College Fund 529 Savings Planner

Build a comprehensive college savings plan using a 529 account — with contribution targets, investment allocation by child's age, tax benefit calculations, and strategies to maximize financial aid eligibility.

Prompt Template

You are a certified financial planner specializing in education savings. Help me build a comprehensive college fund plan using a 529 savings account.

Family details:
- Child's current age: [age]
- Target college start age: [typically 18]
- Number of children planning for: [number]
- State of residence: [state — for state tax deduction benefits]
- Current 529 balance: [amount or $0 if starting new]
- Monthly amount available to save: [amount]
- Lump sum available to invest now: [amount or $0]
- College cost target: [in-state public / out-of-state public / private / Ivy League]
- Risk tolerance: [conservative / moderate / aggressive]
- Other education savings: [e.g., UGMA/UTMA, savings bonds, Coverdell]

Please provide:

1. **College Cost Projection**
   - Estimated total cost by enrollment year (tuition + room & board)
   - Inflation-adjusted projections at 5% annual increase

2. **529 Contribution Plan**
   - Monthly contribution target to reach goal
   - Lump-sum vs DCA strategy recommendation
   - Superfunding option analysis (5-year gift tax election)

3. **Investment Allocation by Age**
   - Age-based glide path: aggressive → moderate → conservative
   - Specific fund recommendations (index-based)
   - When to shift allocations

4. **Tax Benefits Analysis**
   - Federal tax advantages
   - State-specific deduction or credit (for your state)
   - Estimated tax savings over the life of the plan

5. **Financial Aid Impact**
   - How 529 assets are treated in FAFSA
   - Strategies to minimize aid reduction
   - Grandparent 529 considerations

6. **Contingency Planning**
   - What if child doesn't go to college?
   - Roth IRA rollover option (SECURE 2.0 Act)
   - Beneficiary change rules

Example Output

529 College Savings Plan: Emma (Age 4, Texas)

1. College Cost Projection

| Scenario | Today's Cost (4yr) | Projected Cost at Age 18 (2040) |

|----------|-------------------|----------------------------------|

| In-state public (UT Austin) | $108,000 | $213,000 |

| Out-of-state public | $172,000 | $339,000 |

| Private university | $240,000 | $473,000 |

*Assumption: 5% annual tuition inflation*

Target: In-state public — $213,000

2. Contribution Plan

- **Current balance:** $12,000

- **Monthly contribution needed:** $650/mo for 14 years

- **Assumed return:** 7% average annual (moderate allocation)

- **Projected balance at 18:** ~$218,000 ✅

**Superfunding Option:** Contribute $90,000 now (5-year gift tax election at $18K/year × 5).
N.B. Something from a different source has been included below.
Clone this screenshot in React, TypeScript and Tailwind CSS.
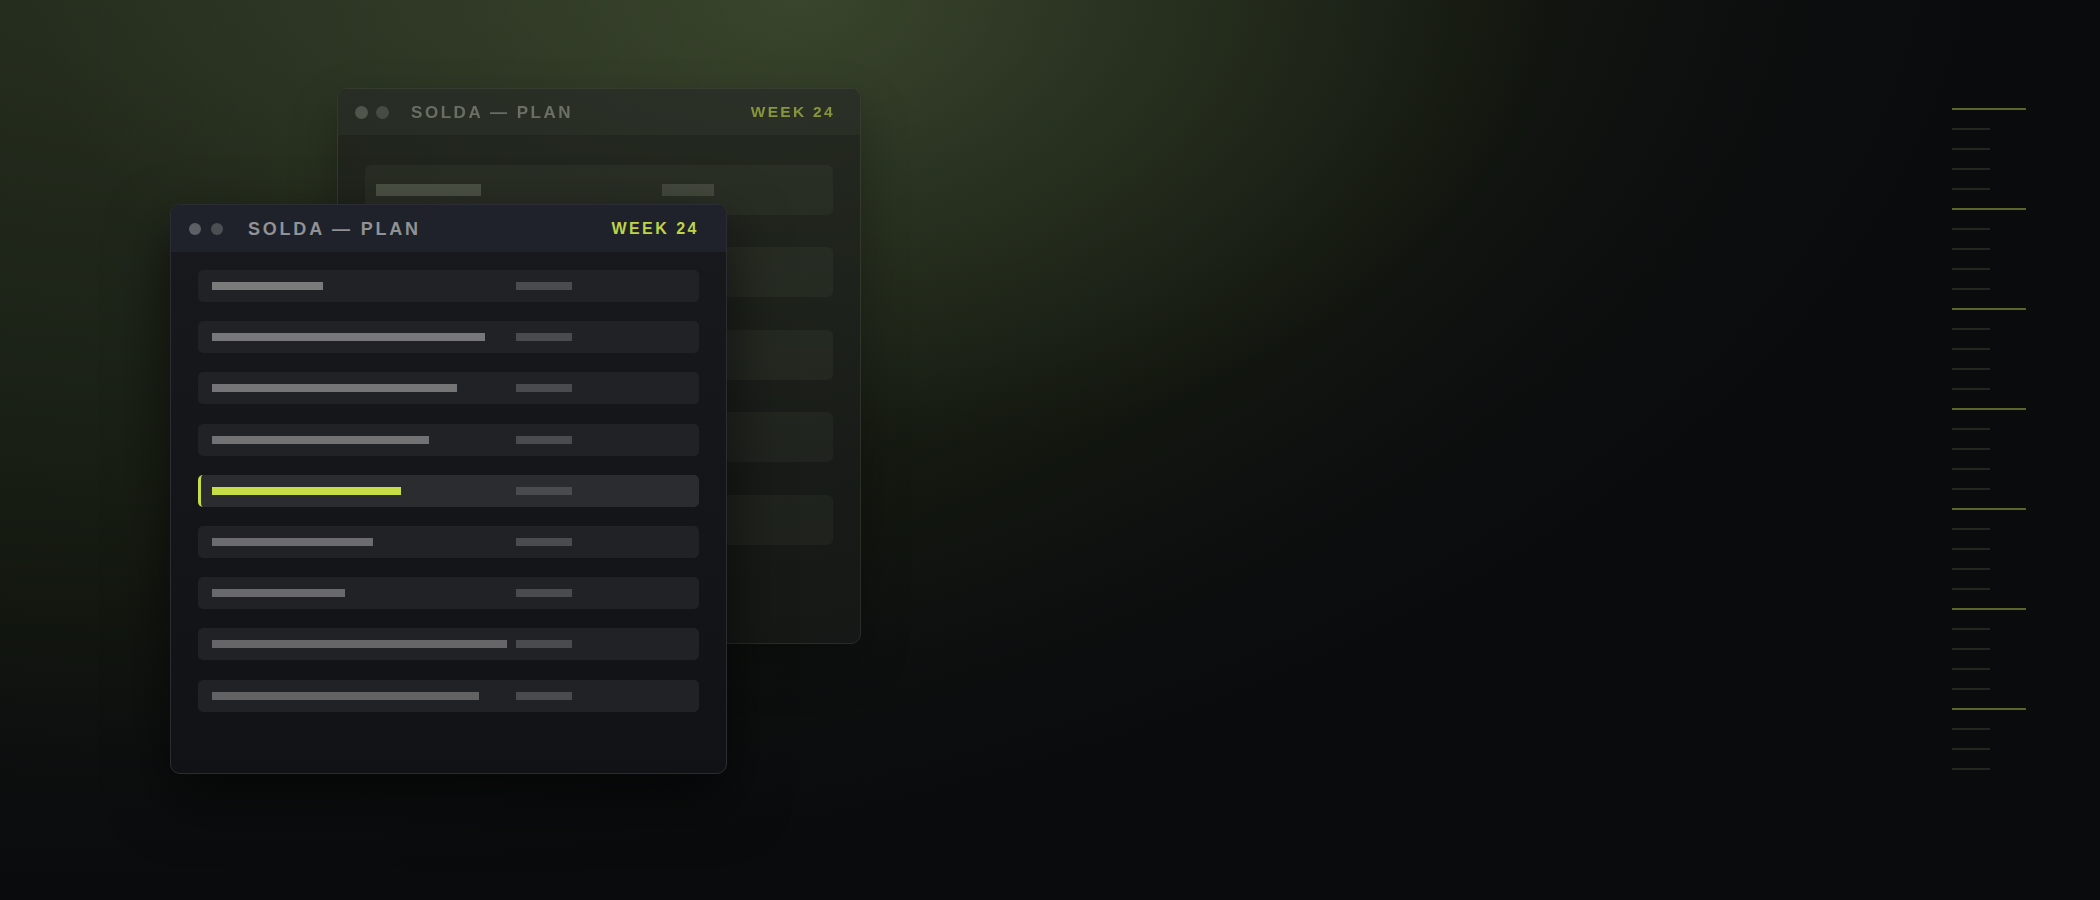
import React from "react";

const frontRows = [
  { w: 111, bar: "bg-[#7a7a7b]", active: false },
  { w: 273, bar: "bg-[#78787a]", active: false },
  { w: 245, bar: "bg-[#757577]", active: false },
  { w: 217, bar: "bg-[#727274]", active: false },
  { w: 189, bar: "bg-[#c6dd48]", active: true },
  { w: 161, bar: "bg-[#6c6c6e]", active: false },
  { w: 133, bar: "bg-[#69696b]", active: false },
  { w: 295, bar: "bg-[#666668]", active: false },
  { w: 267, bar: "bg-[#636365]", active: false },
];

const backRows = [105, 160, 130, 190, 120];

function FrontCard() {
  return (
    <div className="absolute left-[170px] top-[204px] flex h-[570px] w-[557px] flex-col overflow-hidden rounded-[10px] border border-[#2a2d33] bg-gradient-to-b from-[#17191d] to-[#101215] shadow-[0_24px_60px_rgba(0,0,0,0.6)]">
      <div className="flex h-[47px] shrink-0 items-center bg-[#1f222a] pl-[18px] pr-[27px]">
        <div className="flex gap-[10px]">
          <span className="h-[12px] w-[12px] rounded-full bg-[#5d6064]" />
          <span className="h-[12px] w-[12px] rounded-full bg-[#4b4e53]" />
        </div>
        <span className="ml-[25px] text-[18px] font-bold leading-none tracking-[0.155em] text-[#909295]">
          SOLDA — PLAN
        </span>
        <span className="ml-auto text-[16px] font-bold leading-none tracking-[0.155em] text-[#bdd348]">
          WEEK 24
        </span>
      </div>
      <div className="flex flex-col gap-[19.2px] px-[27px] pt-[18px]">
        {frontRows.map((r, i) => (
          <div
            key={i}
            className={
              r.active
                ? "flex h-8 items-center rounded-[5px] border-l-[3px] border-[#c6dd48] bg-[#2a2c30] pl-[11px]"
                : "flex h-8 items-center rounded-[5px] bg-[#202226] pl-[14px]"
            }
          >
            <div className="flex w-[303.5px] shrink-0 items-center">
              <div className={`h-2 ${r.bar}`} style={{ width: r.w }} />
            </div>
            <div className="h-2 w-[56px] bg-[#4a4b4f]" />
          </div>
        ))}
      </div>
    </div>
  );
}

function BackCard() {
  return (
    <div className="absolute left-[337px] top-[88px] flex h-[556px] w-[524px] flex-col overflow-hidden rounded-[10px] border border-[#3a3f38] bg-[#1b1d1c] opacity-60 blur-[0.5px] shadow-[0_20px_50px_rgba(0,0,0,0.45)]">
      <div className="flex h-[46px] shrink-0 items-center bg-[#262927] pl-[16.5px] pr-[25px]">
        <div className="flex gap-[8px]">
          <span className="h-[13px] w-[13px] rounded-full bg-[#6a6c6a]" />
          <span className="h-[13px] w-[13px] rounded-full bg-[#5a5c5a]" />
        </div>
        <span className="ml-[22.5px] text-[17px] font-bold leading-none tracking-[0.15em] text-[#939491]">
          SOLDA — PLAN
        </span>
        <span className="ml-auto text-[15.5px] font-bold leading-none tracking-[0.15em] text-[#bcd24a]">
          WEEK 24
        </span>
      </div>
      <div className="flex flex-col gap-[32.4px] px-[27px] pt-[30px]">
        {backRows.map((w, i) => (
          <div key={i} className="flex h-[50px] items-center rounded-[6px] bg-[#282b27] pl-[11px]">
            <div className="flex w-[286px] shrink-0 items-center">
              <div className="h-[12px] bg-[#62675c]" style={{ width: w }} />
            </div>
            <div className="h-[12px] w-[52px] bg-[#53564f]" />
          </div>
        ))}
      </div>
    </div>
  );
}

function Ruler() {
  const ticks = Array.from({ length: 34 }, (_, i) => i);
  return (
    <div className="mr-[74px] flex w-[74px] shrink-0 flex-col gap-[18px] pt-[108px]">
      {ticks.map((i) =>
        i % 5 === 0 ? (
          <div key={i} className="h-[2px] w-[74px] bg-[#59652b]" />
        ) : (
          <div key={i} className="h-[2px] w-[38px] bg-[#232720]" />
        )
      )}
    </div>
  );
}

export default function App() {
  return (
    <div className="relative flex h-[900px] w-[2100px] overflow-hidden bg-[#0a0b0d] bg-[radial-gradient(ellipse_760px_460px_at_800px_0px,rgba(74,88,56,0.62)_0%,rgba(74,88,56,0.3)_45%,rgba(74,88,56,0)_100%),radial-gradient(ellipse_2000px_1100px_at_200px_-100px,#283020_0%,#252d1e_15%,#181e14_52%,#12160f_66%,#0d0f0f_78%,#0a0b0d_90%,#0a0b0d_100%)] font-['Liberation_Sans',Arial,sans-serif]">
      <div className="relative flex-1">
        <BackCard />
        <FrontCard />
      </div>
      <Ruler />
    </div>
  );
}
At 7% return over 14 years, this alone grows to ~$232,000 — exceeding the target with no further contributions needed.

3. Age-Based Allocation

| Child's Age | Stocks | Bonds | Stable Value |

|-------------|--------|-------|--------------|

| 0–6 | 80% | 15% | 5% |

| 7–12 | 60% | 30% | 10% |

| 13–15 | 40% | 40% | 20% |

| 16–18 | 20% | 40% | 40% |

5. Financial Aid Impact

- 529 owned by parent is counted as **parental asset** in FAFSA — assessed at max 5.64% (relatively favorable)

- **Strategy:** Keep 529 in parent's name, not grandparent's. Under new FAFSA rules (2024+), grandparent 529 distributions no longer count as student income.

6. Contingency: SECURE 2.0 Roth Rollover

Starting 2024, unused 529 funds can be rolled into a Roth IRA for the beneficiary:

- 529 must have been open 15+ years

- Lifetime rollover cap: $35,000

- Subject to annual Roth IRA contribution limits

Tips for Best Results

  • 💡Start early — time in the market matters more than contribution size. Even $200/mo from birth can grow to $85K+ by age 18.
  • 💡Check your state's 529 tax deduction first — some states offer $10K+ deductions for married couples filing jointly.
  • 💡Use the age-based allocation as a starting point, but manually rebalance if you have a specific risk preference.
  • 💡Don't forget the SECURE 2.0 Roth IRA rollover option — it makes over-saving in a 529 much less risky.